Sie sei sehr wählerisch mit ihrem Publikum, sagte die späte Nico einmal
einem dadurch verblüfften Reporter, müsse niemandem gefallen. Optisch hatte
sie sich von ihrem früheren Ich abgespalten, und trug es dennoch weiter in
sich. Wie konnte es anders sein? Auch die Leute sahen weiterhin das in ihr,
was sie einmal war; in Interviews wurde sie immer und immer wieder zu ihrer
Zeit bei “The Velvet Underground” und im Kreise Andy Warhols befragt.

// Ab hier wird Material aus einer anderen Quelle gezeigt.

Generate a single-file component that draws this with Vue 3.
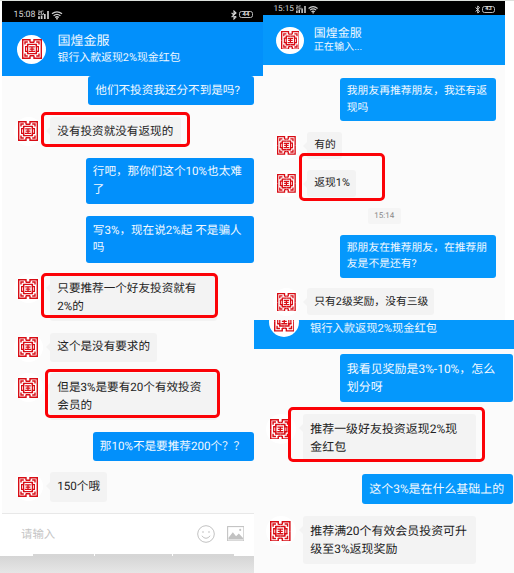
<script setup>
import { h } from 'vue'

// Fretwork seal: one corner drawn once and mirrored into the other three.
const corner = 'M8 3.5V.7H.7V10M3 5.6V3H5.8M3 7.6H5.6V5.4H10M8 3.3H10'
const Seal = () =>
  h('svg', { viewBox: '0 0 20 20', width: '100%', height: '100%' }, [
    h('rect', { width: 20, height: 20, fill: '#fff' }),
    h('g', { fill: 'none', stroke: '#d80d15', 'stroke-width': 1.4 }, [
      h('path', { d: corner }),
      h('path', { d: corner, transform: 'translate(20 0) scale(-1 1)' }),
      h('path', { d: corner, transform: 'translate(0 20) scale(1 -1)' }),
      h('path', { d: corner, transform: 'translate(20 20) scale(-1 -1)' }),
      h('path', { d: 'M3.6 7.5V12.5M16.4 7.5V12.5M5.6 6V14M14.4 6V14', 'stroke-width': 1.2 }),
      h('path', { d: 'M7.2 7.8H12.8M7.6 10H12.4M7 12.4H13M10 8V12.4', 'stroke-width': 1.25 })
    ])
  ])

const StatusIcons = () =>
  h('svg', { class: 'net', viewBox: '0 0 25 10', fill: 'none', stroke: '#d0d0d0' }, [
    h('path', { d: 'M0 1H2.2V2.7H.3V4.5H2.5M3.4 1H5.5M3.4 1V4.4H5.5V2.8', 'stroke-width': 0.8 }),
    h('path', { d: 'M1 9V6.2M3.6 9V5.4M6.8 9V4M10 9V1', 'stroke-width': 1.7 }),
    h('path', { d: 'M14 3.8Q19 0 24 3.8M15.6 5.7Q19 3 22.4 5.7M17.2 7.5Q19 6 20.8 7.5', 'stroke-width': 1.3 }),
    h('circle', { cx: 19, cy: 8.7, r: 0.9, fill: '#d0d0d0', stroke: 'none' })
  ])

const Bluetooth = () =>
  h('svg', { class: 'bt', viewBox: '0 0 6 10', fill: 'none', stroke: '#d8d8d8', 'stroke-width': 1.1 }, [
    h('path', { d: 'M.6 2.8L5 7L3 9V1L5 3L.6 7.2' })
  ])

const left = [
  { me: true, w: 166, lines: ['他们不投资我还分不到是吗?'] },
  { w: 131, lines: ['没有投资就没有返现的'] },
  { me: true, w: 168.5, lines: ['行吧，那你们这个10%也太难', '了'] },
  { me: true, w: 168.5, lines: ['写3%，现在说2%起 不是骗人', '吗'] },
  { w: 167, lines: ['只要推荐一个好友投资就有', '2%的'] },
  { w: 107, lines: ['这个是没有要求的'] },
  { w: 167, lines: ['但是3%是要有20个有效投资', '会员的'] },
  { me: true, w: 161.5, lines: ['那10%不是要推荐200个？？'] },
  { w: 57, lines: ['150个哦'] }
]
const topRight = [
  { me: true, w: 156, lines: ['我朋友再推荐朋友，我还有返', '现吗'] },
  { w: 35, lines: ['有的'] },
  { w: 49, lines: ['返现1%'] },
  { time: '15:14' },
  { me: true, w: 156, lines: ['那朋友在推荐朋友，在推荐朋', '友是不是还有?'] },
  { w: 127, lines: ['只有2级奖励，没有三级'] }
]
const bottomRight = [
  { me: true, w: 173.5, lines: ['我看见奖励是3%-10%，怎么', '划分呀'] },
  { w: 173, lines: ['推荐一级好友投资返现2%现', '金红包'] },
  { me: true, w: 151, lines: ['这个3%是在什么基础上的'] },
  { w: 173, lines: ['推荐满20个有效会员投资可升', '级至3%返现奖励'] }
]

const marks = [
  [40.5, 112, 149.5, 34.5],
  [41, 272.5, 177, 45],
  [45.3, 369.3, 175, 49],
  [299.3, 153, 85.5, 48.3],
  [288, 407.3, 197, 54.7]
]
const box = ([x, y, w, hgt]) => ({ left: x + 'px', top: y + 'px', width: w + 'px', height: hgt + 'px' })

const Chat = (props) =>
  h('div', { class: 'chat' }, props.items.map((m) =>
    m.time
      ? h('div', { class: 'time' }, m.time)
      : h('div', { class: ['row', { me: m.me }] }, [
          m.me ? null : h('div', { class: 'avatar' }, [h('div', { class: 'seal' }, [h(Seal)])]),
          h('div', { class: 'bubble', style: { width: m.w + 'px' } }, m.lines.map((l) => h('div', { class: 'line' }, l)))
        ])
  ))
Chat.props = ['items']
</script>

<template>
  <div class="collage">
    <section class="panel first">
      <div class="status"><span>15:08</span><StatusIcons /><i class="fill"></i><Bluetooth /><b class="battery">44</b></div>
      <header class="head">
        <div class="avatar"><div class="seal"><Seal /></div></div>
        <div class="names"><div class="title">国煌金服</div><div class="sub">银行入款返现2%现金红包</div></div>
      </header>
      <Chat :items="left" />
      <footer class="entry">
        <span class="hint">请输入</span>
        <svg class="smile" viewBox="0 0 18 18" fill="none" stroke="#c2c2c2" stroke-width="1">
          <circle cx="9" cy="9" r="8.3" />
          <path d="M4.8 10.8Q9 15.8 13.2 10.8" />
          <circle cx="6" cy="7" r=".8" fill="#bbb" stroke="none" /><circle cx="12" cy="7" r=".8" fill="#bbb" stroke="none" />
        </svg>
        <svg class="photo" viewBox="0 0 18 16">
          <rect x=".6" y=".6" width="16.8" height="14.8" fill="#fff" stroke="#c2c2c2" stroke-width="1.1" />
          <path d="M1.5 14V12L6 6.5L9.3 10.6L12.2 7.8L16.5 12.3V14Z" fill="#c2c2c2" />
          <circle cx="13.6" cy="4" r="1.1" fill="#c2c2c2" />
        </svg>
      </footer>
      <div class="dashes"><i></i><i></i><i></i></div>
      <div class="shade"></div>
    </section>
    <div class="column">
      <section class="panel second">
        <div class="status"><span>15:15</span><StatusIcons /><i class="fill"></i><Bluetooth /><b class="battery">43</b></div>
        <header class="head">
          <div class="avatar"><div class="seal"><Seal /></div></div>
          <div class="names"><div class="title">国煌金服</div><div class="sub">正在输入...</div></div>
        </header>
        <Chat :items="topRight" />
      </section>
      <section class="panel third">
        <header class="head">
          <div class="avatar"><div class="seal"><Seal /></div></div>
          <div class="names"><div class="sub">银行入款返现2%现金红包</div></div>
        </header>
        <Chat :items="bottomRight" />
      </section>
    </div>
    <div v-for="(m, i) in marks" :key="i" class="mark" :style="box(m)"></div>
  </div>
</template>

<style>
body { margin: 0; background: #fff; }
.collage .row { display: flex; align-items: flex-start; }
.collage .row.me { justify-content: flex-end; }
.collage .avatar { flex: none; width: var(--av); height: var(--av); border-radius: 50%; background: #fff; display: flex; align-items: center; justify-content: center; }
.collage .seal { width: var(--seal); height: var(--seal); }
.collage .seal svg { display: block; }
.collage .chat { display: flex; flex-direction: column; gap: var(--gap); padding-left: var(--inset); }
.collage .bubble { position: relative; box-sizing: border-box; padding: var(--pad) 0 var(--pad) 7.3px; margin-left: var(--lead); border-radius: 3px; background: #f3f3f3; color: #222; font-size: var(--fs); line-height: var(--lh); white-space: nowrap; }
.collage .row:not(.me) .bubble::before { content: ''; position: absolute; left: -4px; top: 10px; border: 4px solid transparent; border-left: 0; border-right-color: #f3f3f3; }
.collage .me .bubble { background: var(--blue); color: #f2f9ff; margin-left: 0; }
.collage .line { height: var(--lh); }
.collage .time { align-self: center; box-sizing: border-box; width: 33px; height: 15.6px; line-height: 15.6px; text-align: center; font-size: 8px; color: #888; background: #f5f5f5; border-radius: 2px; }
.collage .net { width: 25px; height: 10px; margin-left: 3px; }
.collage .bt { width: 6px; height: 10px; margin-right: 2px; }
.collage .second .net { width: 22.5px; height: 9px; margin-left: 2px; }
.collage .second .bt { width: 5.5px; height: 9px; }
</style>

<style scoped>
.collage { position: relative; box-sizing: border-box; width: 514px; height: 573px; display: flex; overflow: hidden; border-top: 1px solid #dde1dd; background: linear-gradient(90deg, #fff 2px, #fbfbfb 2px, #fbfbfb 505px, #fff 505px); font-family: Roboto, "Noto Sans CJK SC", sans-serif; text-rendering: geometricPrecision; }
.panel { --blue: #0290fb; display: flex; flex-direction: column; }
.first { --av: 29px; --seal: 20px; --gap: 11.55px; --inset: 11.5px; --lead: 7.5px; --pad: 5.8px; --fs: 11.6px; --lh: 17.6px; width: 252px; margin-left: 2px; flex: none; }
.column { flex: none; width: 260px; display: flex; flex-direction: column; }
.second { --blue: #0598fc; --av: 27.2px; --seal: 18.8px; --gap: 10.8px; --inset: 10px; --lead: 6.8px; --pad: 5.2px; --fs: 10.8px; --lh: 16.4px; width: 242px; height: 319px; margin-left: 9px; }
.third { --blue: #0598fc; --av: 30px; --seal: 20.6px; --gap: 12px; --inset: 11.5px; --lead: 7.5px; --pad: 6px; --fs: 11.95px; --lh: 18px; width: 260px; height: 253px; background: #fbfbfb; }
.status { box-sizing: border-box; display: flex; align-items: center; background: #000; color: #d8d8d8; flex: none; }
.fill { flex: 1; }
.battery { box-sizing: border-box; width: 14px; height: 7.5px; border: 1px solid #bbb; border-radius: 2.5px; font-size: 6px; line-height: 5.8px; text-align: center; color: #ddd; }
.head { flex: none; box-sizing: border-box; display: flex; align-items: center; background: var(--blue); color: #edf7ff; white-space: nowrap; }
.first .status { width: 261px; height: 21px; padding: 6px 10px 0 11.5px; font-size: 8.8px; }
.first .head { width: 261px; height: 54.2px; padding-left: 15px; }
.first .names { margin-left: 11.5px; }
.first .title { font-size: 13px; line-height: 17px; }
.first .sub { font-size: 10.9px; line-height: 15px; }
.second .status { height: 14px; padding: 2px 10px 0 10.5px; font-size: 8.2px; }
.second .battery { width: 13px; height: 7px; font-size: 5.5px; line-height: 5.2px; }
.second .head { height: 50.2px; padding-left: 13.4px; }
.second .names { margin-left: 10.2px; }
.second .title { font-size: 12px; line-height: 15px; }
.second .sub { font-size: 10.1px; line-height: 13px; }
.second .chat { padding-top: 13px; padding-right: 9.5px; }
.third .head { height: 29px; padding-left: 15px; align-items: flex-start; overflow: hidden; }
.third .head .avatar { margin-top: -13.5px; }
.third .names { margin-left: 11px; }
.third .sub { font-size: 11.25px; line-height: 18px; }
.third .chat { padding-top: 5px; padding-right: 1px; }
.entry { box-sizing: border-box; height: 41px; margin-top: 11.4px; border-top: 1px solid #e8e8e8; background: #fff; display: flex; align-items: center; padding: 0 10px 1px 19px; flex: none; }
.hint { flex: 1; font-size: 11.4px; color: #c4c4c4; }
.smile { width: 18px; height: 18px; margin-right: 12px; }
.photo { width: 17.5px; height: 15.5px; }
.dashes { display: flex; gap: 1px; height: 2px; background: #fff; padding: 0 20px 0 31px; flex: none; }
.dashes i { flex: 61; background: #d6d6d6; }
.dashes i:nth-child(2) { flex: 77; }
.shade { flex: 1; margin-left: -2px; background: linear-gradient(#d5d5d5, #e6e6e6); }
.mark { position: absolute; box-sizing: border-box; margin-top: -1px; border: 3px solid #fb0207; border-radius: 5px; }
</style>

War der optische Wandel für Nico also tatsächlich eine Befreiung? Das wird
nur sie selber gewusst haben.
Vielleicht war auch einfach nur dieses ”Manchmal muss man sterben, um zu leben.” ihre unbewusste Maxime geworden, der sie nachgegangen ist, bis sie eines
Tages auf Ibiza in der nachmittäglichen Hitze von ihrem Fahrrad fiel und
verstarb.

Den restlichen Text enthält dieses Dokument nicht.